• _Collected material_:
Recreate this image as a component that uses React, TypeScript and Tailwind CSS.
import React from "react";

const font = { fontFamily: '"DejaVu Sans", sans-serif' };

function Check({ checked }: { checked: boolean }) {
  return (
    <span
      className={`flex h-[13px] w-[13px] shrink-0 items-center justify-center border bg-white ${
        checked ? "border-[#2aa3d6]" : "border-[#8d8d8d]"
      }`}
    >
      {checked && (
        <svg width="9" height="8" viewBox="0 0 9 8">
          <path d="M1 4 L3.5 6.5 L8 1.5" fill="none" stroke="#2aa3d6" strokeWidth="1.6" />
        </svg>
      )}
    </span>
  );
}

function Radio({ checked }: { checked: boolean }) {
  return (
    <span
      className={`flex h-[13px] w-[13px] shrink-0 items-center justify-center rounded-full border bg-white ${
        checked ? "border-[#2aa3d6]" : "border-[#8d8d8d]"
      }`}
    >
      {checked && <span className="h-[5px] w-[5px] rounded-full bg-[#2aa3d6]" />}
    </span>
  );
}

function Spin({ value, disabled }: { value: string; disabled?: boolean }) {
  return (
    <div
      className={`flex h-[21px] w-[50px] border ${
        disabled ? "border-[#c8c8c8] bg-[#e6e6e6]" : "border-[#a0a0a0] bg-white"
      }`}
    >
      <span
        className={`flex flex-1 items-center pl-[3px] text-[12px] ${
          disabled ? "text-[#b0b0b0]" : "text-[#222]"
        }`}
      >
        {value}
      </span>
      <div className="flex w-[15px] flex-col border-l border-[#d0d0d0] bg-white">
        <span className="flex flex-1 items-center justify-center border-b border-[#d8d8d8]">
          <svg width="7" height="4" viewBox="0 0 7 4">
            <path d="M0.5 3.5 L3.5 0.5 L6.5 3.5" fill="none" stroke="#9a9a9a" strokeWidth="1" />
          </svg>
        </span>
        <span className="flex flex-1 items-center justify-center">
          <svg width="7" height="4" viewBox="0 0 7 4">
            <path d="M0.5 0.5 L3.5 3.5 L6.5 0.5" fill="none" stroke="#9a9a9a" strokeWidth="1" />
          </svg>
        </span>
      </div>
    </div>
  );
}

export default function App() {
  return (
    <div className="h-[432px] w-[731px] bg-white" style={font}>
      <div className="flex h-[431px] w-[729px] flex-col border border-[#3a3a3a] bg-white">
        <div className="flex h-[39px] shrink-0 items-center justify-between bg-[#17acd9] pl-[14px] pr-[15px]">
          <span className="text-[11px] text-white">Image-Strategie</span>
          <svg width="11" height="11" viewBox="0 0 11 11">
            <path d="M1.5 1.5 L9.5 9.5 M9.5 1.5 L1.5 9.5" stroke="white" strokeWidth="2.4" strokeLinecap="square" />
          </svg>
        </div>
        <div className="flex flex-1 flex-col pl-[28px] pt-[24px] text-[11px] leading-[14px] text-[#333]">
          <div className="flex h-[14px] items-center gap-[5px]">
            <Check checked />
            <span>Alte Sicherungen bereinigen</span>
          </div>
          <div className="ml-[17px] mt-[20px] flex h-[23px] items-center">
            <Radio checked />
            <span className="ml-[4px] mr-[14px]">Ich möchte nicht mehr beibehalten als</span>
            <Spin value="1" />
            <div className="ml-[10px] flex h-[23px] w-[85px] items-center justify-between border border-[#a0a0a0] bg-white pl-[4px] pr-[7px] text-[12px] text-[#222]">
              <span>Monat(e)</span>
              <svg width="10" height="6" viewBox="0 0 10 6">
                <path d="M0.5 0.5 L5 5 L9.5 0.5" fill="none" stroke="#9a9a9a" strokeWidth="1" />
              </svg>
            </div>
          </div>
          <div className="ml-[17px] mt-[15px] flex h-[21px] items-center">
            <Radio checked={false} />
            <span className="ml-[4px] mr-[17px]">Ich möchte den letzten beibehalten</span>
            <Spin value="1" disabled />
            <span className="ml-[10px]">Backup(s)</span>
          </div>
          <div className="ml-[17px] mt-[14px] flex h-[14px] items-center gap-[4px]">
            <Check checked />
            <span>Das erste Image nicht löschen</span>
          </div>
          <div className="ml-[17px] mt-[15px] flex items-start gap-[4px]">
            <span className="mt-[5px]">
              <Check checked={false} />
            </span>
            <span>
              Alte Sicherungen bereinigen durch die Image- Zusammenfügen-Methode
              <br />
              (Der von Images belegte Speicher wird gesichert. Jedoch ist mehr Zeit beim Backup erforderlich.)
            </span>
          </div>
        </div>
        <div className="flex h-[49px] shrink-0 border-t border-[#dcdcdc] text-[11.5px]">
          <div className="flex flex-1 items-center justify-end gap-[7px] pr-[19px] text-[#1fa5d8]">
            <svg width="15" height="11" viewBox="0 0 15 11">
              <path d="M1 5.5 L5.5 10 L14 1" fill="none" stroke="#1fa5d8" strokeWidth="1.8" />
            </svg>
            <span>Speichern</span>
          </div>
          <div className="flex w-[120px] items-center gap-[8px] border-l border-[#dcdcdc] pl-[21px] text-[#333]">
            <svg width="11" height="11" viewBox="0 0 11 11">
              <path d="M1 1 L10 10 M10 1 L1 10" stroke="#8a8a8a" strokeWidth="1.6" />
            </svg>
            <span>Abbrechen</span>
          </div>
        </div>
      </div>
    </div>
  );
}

• _Prompt_: Repeat the lines above exactly.

• _Answer to this problem_:
Recreate this image as a component that uses React, TypeScript and Tailwind CSS.
import React from "react";

const font = { fontFamily: '"DejaVu Sans", sans-serif' };

function Check({ checked }: { checked: boolean }) {
  return (
    <span
      className={`flex h-[13px] w-[13px] shrink-0 items-center justify-center border bg-white ${
        checked ? "border-[#2aa3d6]" : "border-[#8d8d8d]"
      }`}
    >
      {checked && (
        <svg width="9" height="8" viewBox="0 0 9 8">
          <path d="M1 4 L3.5 6.5 L8 1.5" fill="none" stroke="#2aa3d6" strokeWidth="1.6" />
        </svg>
      )}
    </span>
  );
}

function Radio({ checked }: { checked: boolean }) {
  return (
    <span
      className={`flex h-[13px] w-[13px] shrink-0 items-center justify-center rounded-full border bg-white ${
        checked ? "border-[#2aa3d6]" : "border-[#8d8d8d]"
      }`}
    >
      {checked && <span className="h-[5px] w-[5px] rounded-full bg-[#2aa3d6]" />}
    </span>
  );
}

function Spin({ value, disabled }: { value: string; disabled?: boolean }) {
  return (
    <div
      className={`flex h-[21px] w-[50px] border ${
        disabled ? "border-[#c8c8c8] bg-[#e6e6e6]" : "border-[#a0a0a0] bg-white"
      }`}
    >
      <span
        className={`flex flex-1 items-center pl-[3px] text-[12px] ${
          disabled ? "text-[#b0b0b0]" : "text-[#222]"
        }`}
      >
        {value}
      </span>
      <div className="flex w-[15px] flex-col border-l border-[#d0d0d0] bg-white">
        <span className="flex flex-1 items-center justify-center border-b border-[#d8d8d8]">
          <svg width="7" height="4" viewBox="0 0 7 4">
            <path d="M0.5 3.5 L3.5 0.5 L6.5 3.5" fill="none" stroke="#9a9a9a" strokeWidth="1" />
          </svg>
        </span>
        <span className="flex flex-1 items-center justify-center">
          <svg width="7" height="4" viewBox="0 0 7 4">
            <path d="M0.5 0.5 L3.5 3.5 L6.5 0.5" fill="none" stroke="#9a9a9a" strokeWidth="1" />
          </svg>
        </span>
      </div>
    </div>
  );
}

export default function App() {
  return (
    <div className="h-[432px] w-[731px] bg-white" style={font}>
      <div className="flex h-[431px] w-[729px] flex-col border border-[#3a3a3a] bg-white">
        <div className="flex h-[39px] shrink-0 items-center justify-between bg-[#17acd9] pl-[14px] pr-[15px]">
          <span className="text-[11px] text-white">Image-Strategie</span>
          <svg width="11" height="11" viewBox="0 0 11 11">
            <path d="M1.5 1.5 L9.5 9.5 M9.5 1.5 L1.5 9.5" stroke="white" strokeWidth="2.4" strokeLinecap="square" />
          </svg>
        </div>
        <div className="flex flex-1 flex-col pl-[28px] pt-[24px] text-[11px] leading-[14px] text-[#333]">
          <div className="flex h-[14px] items-center gap-[5px]">
            <Check checked />
            <span>Alte Sicherungen bereinigen</span>
          </div>
          <div className="ml-[17px] mt-[20px] flex h-[23px] items-center">
            <Radio checked />
            <span className="ml-[4px] mr-[14px]">Ich möchte nicht mehr beibehalten als</span>
            <Spin value="1" />
            <div className="ml-[10px] flex h-[23px] w-[85px] items-center justify-between border border-[#a0a0a0] bg-white pl-[4px] pr-[7px] text-[12px] text-[#222]">
              <span>Monat(e)</span>
              <svg width="10" height="6" viewBox="0 0 10 6">
                <path d="M0.5 0.5 L5 5 L9.5 0.5" fill="none" stroke="#9a9a9a" strokeWidth="1" />
              </svg>
            </div>
          </div>
          <div className="ml-[17px] mt-[15px] flex h-[21px] items-center">
            <Radio checked={false} />
            <span className="ml-[4px] mr-[17px]">Ich möchte den letzten beibehalten</span>
            <Spin value="1" disabled />
            <span className="ml-[10px]">Backup(s)</span>
          </div>
          <div className="ml-[17px] mt-[14px] flex h-[14px] items-center gap-[4px]">
            <Check checked />
            <span>Das erste Image nicht löschen</span>
          </div>
          <div className="ml-[17px] mt-[15px] flex items-start gap-[4px]">
            <span className="mt-[5px]">
              <Check checked={false} />
            </span>
            <span>
              Alte Sicherungen bereinigen durch die Image- Zusammenfügen-Methode
              <br />
              (Der von Images belegte Speicher wird gesichert. Jedoch ist mehr Zeit beim Backup erforderlich.)
            </span>
          </div>
        </div>
        <div className="flex h-[49px] shrink-0 border-t border-[#dcdcdc] text-[11.5px]">
          <div className="flex flex-1 items-center justify-end gap-[7px] pr-[19px] text-[#1fa5d8]">
            <svg width="15" height="11" viewBox="0 0 15 11">
              <path d="M1 5.5 L5.5 10 L14 1" fill="none" stroke="#1fa5d8" strokeWidth="1.8" />
            </svg>
            <span>Speichern</span>
          </div>
          <div className="flex w-[120px] items-center gap-[8px] border-l border-[#dcdcdc] pl-[21px] text-[#333]">
            <svg width="11" height="11" viewBox="0 0 11 11">
              <path d="M1 1 L10 10 M10 1 L1 10" stroke="#8a8a8a" strokeWidth="1.6" />
            </svg>
            <span>Abbrechen</span>
          </div>
        </div>
      </div>
    </div>
  );
}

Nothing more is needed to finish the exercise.